**Data section**.
◇ ◇ ◇ ◇ ◇
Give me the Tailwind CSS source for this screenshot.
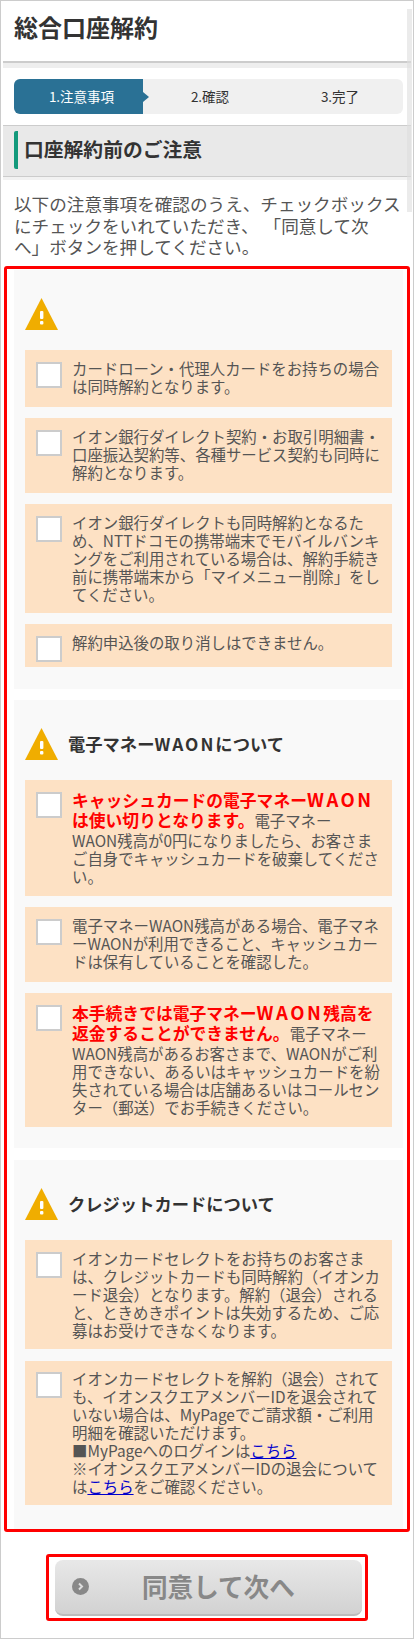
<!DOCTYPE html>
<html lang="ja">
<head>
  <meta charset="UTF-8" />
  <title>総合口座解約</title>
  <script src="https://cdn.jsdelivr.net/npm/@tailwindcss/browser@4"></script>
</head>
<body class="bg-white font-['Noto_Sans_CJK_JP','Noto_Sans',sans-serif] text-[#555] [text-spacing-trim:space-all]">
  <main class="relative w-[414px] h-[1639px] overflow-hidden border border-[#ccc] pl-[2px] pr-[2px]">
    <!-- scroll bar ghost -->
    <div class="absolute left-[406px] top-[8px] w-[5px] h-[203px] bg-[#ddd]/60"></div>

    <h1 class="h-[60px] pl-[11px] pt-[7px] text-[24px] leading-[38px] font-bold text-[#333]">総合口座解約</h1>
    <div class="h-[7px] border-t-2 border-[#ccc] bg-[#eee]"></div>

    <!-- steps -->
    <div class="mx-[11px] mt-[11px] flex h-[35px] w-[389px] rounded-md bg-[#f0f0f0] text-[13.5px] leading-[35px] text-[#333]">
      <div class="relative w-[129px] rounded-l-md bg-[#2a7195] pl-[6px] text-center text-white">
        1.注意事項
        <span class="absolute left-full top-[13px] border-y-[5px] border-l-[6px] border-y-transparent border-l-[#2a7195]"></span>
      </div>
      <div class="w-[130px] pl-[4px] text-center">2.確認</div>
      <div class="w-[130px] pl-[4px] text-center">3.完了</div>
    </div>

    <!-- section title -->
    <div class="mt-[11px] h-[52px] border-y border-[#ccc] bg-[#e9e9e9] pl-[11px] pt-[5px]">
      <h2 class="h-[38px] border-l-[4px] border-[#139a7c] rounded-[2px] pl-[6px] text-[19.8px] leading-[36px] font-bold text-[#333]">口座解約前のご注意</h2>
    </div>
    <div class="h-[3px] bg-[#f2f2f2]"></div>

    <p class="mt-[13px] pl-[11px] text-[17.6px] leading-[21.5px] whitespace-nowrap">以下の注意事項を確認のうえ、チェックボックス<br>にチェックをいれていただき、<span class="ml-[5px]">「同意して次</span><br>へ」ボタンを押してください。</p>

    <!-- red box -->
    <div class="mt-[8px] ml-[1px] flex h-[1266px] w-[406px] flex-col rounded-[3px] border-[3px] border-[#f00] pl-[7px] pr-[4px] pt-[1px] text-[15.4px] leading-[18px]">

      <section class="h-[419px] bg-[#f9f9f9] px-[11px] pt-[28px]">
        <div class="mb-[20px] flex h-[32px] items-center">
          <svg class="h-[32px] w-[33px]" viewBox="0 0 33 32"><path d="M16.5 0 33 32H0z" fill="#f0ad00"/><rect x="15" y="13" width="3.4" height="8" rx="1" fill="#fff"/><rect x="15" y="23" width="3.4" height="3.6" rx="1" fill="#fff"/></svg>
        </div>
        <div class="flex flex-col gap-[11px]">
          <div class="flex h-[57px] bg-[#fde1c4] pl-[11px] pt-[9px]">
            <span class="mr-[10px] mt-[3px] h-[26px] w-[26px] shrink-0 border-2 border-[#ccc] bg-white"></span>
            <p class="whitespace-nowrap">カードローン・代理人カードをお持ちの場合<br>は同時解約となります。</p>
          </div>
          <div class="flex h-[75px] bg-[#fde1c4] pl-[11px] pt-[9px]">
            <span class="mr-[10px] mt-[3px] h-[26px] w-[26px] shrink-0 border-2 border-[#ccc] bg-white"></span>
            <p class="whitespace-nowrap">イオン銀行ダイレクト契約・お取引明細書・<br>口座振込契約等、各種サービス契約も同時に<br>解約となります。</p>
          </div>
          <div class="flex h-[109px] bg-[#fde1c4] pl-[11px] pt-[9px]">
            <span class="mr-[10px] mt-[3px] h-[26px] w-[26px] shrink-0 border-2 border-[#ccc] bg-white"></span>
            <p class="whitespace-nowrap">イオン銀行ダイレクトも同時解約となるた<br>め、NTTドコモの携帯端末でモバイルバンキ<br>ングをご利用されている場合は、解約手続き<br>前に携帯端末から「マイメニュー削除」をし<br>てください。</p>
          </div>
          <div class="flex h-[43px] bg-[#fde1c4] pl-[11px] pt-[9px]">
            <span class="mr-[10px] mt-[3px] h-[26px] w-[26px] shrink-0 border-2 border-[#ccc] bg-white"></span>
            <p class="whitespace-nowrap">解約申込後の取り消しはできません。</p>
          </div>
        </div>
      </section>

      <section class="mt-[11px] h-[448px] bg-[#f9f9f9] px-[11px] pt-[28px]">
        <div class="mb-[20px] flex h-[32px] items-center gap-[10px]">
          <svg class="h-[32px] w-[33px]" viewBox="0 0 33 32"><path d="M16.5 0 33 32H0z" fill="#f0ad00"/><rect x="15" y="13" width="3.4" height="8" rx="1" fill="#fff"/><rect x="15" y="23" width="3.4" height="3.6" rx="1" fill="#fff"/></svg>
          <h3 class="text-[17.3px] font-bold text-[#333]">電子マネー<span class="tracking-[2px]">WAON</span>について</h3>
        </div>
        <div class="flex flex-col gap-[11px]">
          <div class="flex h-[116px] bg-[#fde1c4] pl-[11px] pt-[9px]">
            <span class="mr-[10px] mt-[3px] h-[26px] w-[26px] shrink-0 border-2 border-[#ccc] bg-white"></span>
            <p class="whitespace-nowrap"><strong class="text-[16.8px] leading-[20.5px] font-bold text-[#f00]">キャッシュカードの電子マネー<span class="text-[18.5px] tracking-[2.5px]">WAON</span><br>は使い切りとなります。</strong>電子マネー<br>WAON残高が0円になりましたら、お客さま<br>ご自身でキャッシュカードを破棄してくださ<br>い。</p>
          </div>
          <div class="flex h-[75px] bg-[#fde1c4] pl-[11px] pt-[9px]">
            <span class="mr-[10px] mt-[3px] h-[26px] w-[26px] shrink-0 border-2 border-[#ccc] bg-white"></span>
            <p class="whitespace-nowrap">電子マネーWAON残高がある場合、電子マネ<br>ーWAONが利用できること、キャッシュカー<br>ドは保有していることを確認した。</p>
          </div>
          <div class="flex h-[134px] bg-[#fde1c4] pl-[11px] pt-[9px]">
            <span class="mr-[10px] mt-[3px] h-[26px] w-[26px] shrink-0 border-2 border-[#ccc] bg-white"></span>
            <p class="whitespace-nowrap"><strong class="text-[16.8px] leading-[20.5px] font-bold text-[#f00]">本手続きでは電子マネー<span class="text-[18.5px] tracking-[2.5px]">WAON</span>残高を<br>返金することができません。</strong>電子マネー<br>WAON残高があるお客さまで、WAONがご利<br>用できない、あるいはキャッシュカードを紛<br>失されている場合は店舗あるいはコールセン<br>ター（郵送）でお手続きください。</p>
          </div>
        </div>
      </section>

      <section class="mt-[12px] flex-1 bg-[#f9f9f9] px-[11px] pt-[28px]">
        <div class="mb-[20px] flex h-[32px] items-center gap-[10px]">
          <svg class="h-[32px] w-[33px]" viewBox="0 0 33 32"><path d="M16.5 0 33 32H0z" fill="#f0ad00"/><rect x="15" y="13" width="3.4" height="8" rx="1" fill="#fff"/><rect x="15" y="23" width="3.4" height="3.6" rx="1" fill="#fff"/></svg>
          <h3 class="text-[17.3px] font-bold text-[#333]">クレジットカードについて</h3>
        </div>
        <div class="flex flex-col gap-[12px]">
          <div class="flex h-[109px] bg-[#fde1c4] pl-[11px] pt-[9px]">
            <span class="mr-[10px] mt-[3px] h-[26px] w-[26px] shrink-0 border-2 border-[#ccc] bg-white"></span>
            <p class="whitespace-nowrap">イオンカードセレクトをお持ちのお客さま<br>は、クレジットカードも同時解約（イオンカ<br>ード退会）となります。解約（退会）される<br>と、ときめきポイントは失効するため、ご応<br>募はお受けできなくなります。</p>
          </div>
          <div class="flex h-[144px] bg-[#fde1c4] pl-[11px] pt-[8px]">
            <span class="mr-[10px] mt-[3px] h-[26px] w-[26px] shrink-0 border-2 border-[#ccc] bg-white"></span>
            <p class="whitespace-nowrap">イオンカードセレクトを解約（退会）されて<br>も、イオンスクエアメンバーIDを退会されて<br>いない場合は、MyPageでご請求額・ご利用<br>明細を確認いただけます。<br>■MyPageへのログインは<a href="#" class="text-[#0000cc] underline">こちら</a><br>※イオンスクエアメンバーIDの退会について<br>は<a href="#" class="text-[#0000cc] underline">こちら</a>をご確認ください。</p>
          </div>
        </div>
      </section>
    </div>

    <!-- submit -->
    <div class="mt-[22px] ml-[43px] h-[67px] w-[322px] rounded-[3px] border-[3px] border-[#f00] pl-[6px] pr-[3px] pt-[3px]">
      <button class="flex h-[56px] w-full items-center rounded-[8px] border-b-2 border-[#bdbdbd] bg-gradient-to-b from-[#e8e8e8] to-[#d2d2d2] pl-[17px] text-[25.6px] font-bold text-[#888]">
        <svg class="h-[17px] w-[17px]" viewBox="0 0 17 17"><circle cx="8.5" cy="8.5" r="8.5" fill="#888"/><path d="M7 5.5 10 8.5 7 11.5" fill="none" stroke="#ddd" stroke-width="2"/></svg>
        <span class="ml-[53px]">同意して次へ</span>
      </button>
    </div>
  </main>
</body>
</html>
◇ ◇ ◇ ◇ ◇
**Given request**. Copy exactly the lines running from the beginning of the listing through the line that has "ml-[1px] flex h-[1266px]". Drop the pictures.

**Solution below**.
Give me the Tailwind CSS source for this screenshot.
<!DOCTYPE html>
<html lang="ja">
<head>
  <meta charset="UTF-8" />
  <title>総合口座解約</title>
  <script src="https://cdn.jsdelivr.net/npm/@tailwindcss/browser@4"></script>
</head>
<body class="bg-white font-['Noto_Sans_CJK_JP','Noto_Sans',sans-serif] text-[#555] [text-spacing-trim:space-all]">
  <main class="relative w-[414px] h-[1639px] overflow-hidden border border-[#ccc] pl-[2px] pr-[2px]">
    <!-- scroll bar ghost -->
    <div class="absolute left-[406px] top-[8px] w-[5px] h-[203px] bg-[#ddd]/60"></div>

    <h1 class="h-[60px] pl-[11px] pt-[7px] text-[24px] leading-[38px] font-bold text-[#333]">総合口座解約</h1>
    <div class="h-[7px] border-t-2 border-[#ccc] bg-[#eee]"></div>

    <!-- steps -->
    <div class="mx-[11px] mt-[11px] flex h-[35px] w-[389px] rounded-md bg-[#f0f0f0] text-[13.5px] leading-[35px] text-[#333]">
      <div class="relative w-[129px] rounded-l-md bg-[#2a7195] pl-[6px] text-center text-white">
        1.注意事項
        <span class="absolute left-full top-[13px] border-y-[5px] border-l-[6px] border-y-transparent border-l-[#2a7195]"></span>
      </div>
      <div class="w-[130px] pl-[4px] text-center">2.確認</div>
      <div class="w-[130px] pl-[4px] text-center">3.完了</div>
    </div>

    <!-- section title -->
    <div class="mt-[11px] h-[52px] border-y border-[#ccc] bg-[#e9e9e9] pl-[11px] pt-[5px]">
      <h2 class="h-[38px] border-l-[4px] border-[#139a7c] rounded-[2px] pl-[6px] text-[19.8px] leading-[36px] font-bold text-[#333]">口座解約前のご注意</h2>
    </div>
    <div class="h-[3px] bg-[#f2f2f2]"></div>

    <p class="mt-[13px] pl-[11px] text-[17.6px] leading-[21.5px] whitespace-nowrap">以下の注意事項を確認のうえ、チェックボックス<br>にチェックをいれていただき、<span class="ml-[5px]">「同意して次</span><br>へ」ボタンを押してください。</p>

    <!-- red box -->
    <div class="mt-[8px] ml-[1px] flex h-[1266px] w-[406px] flex-col rounded-[3px] border-[3px] border-[#f00] pl-[7px] pr-[4px] pt-[1px] text-[15.4px] leading-[18px]">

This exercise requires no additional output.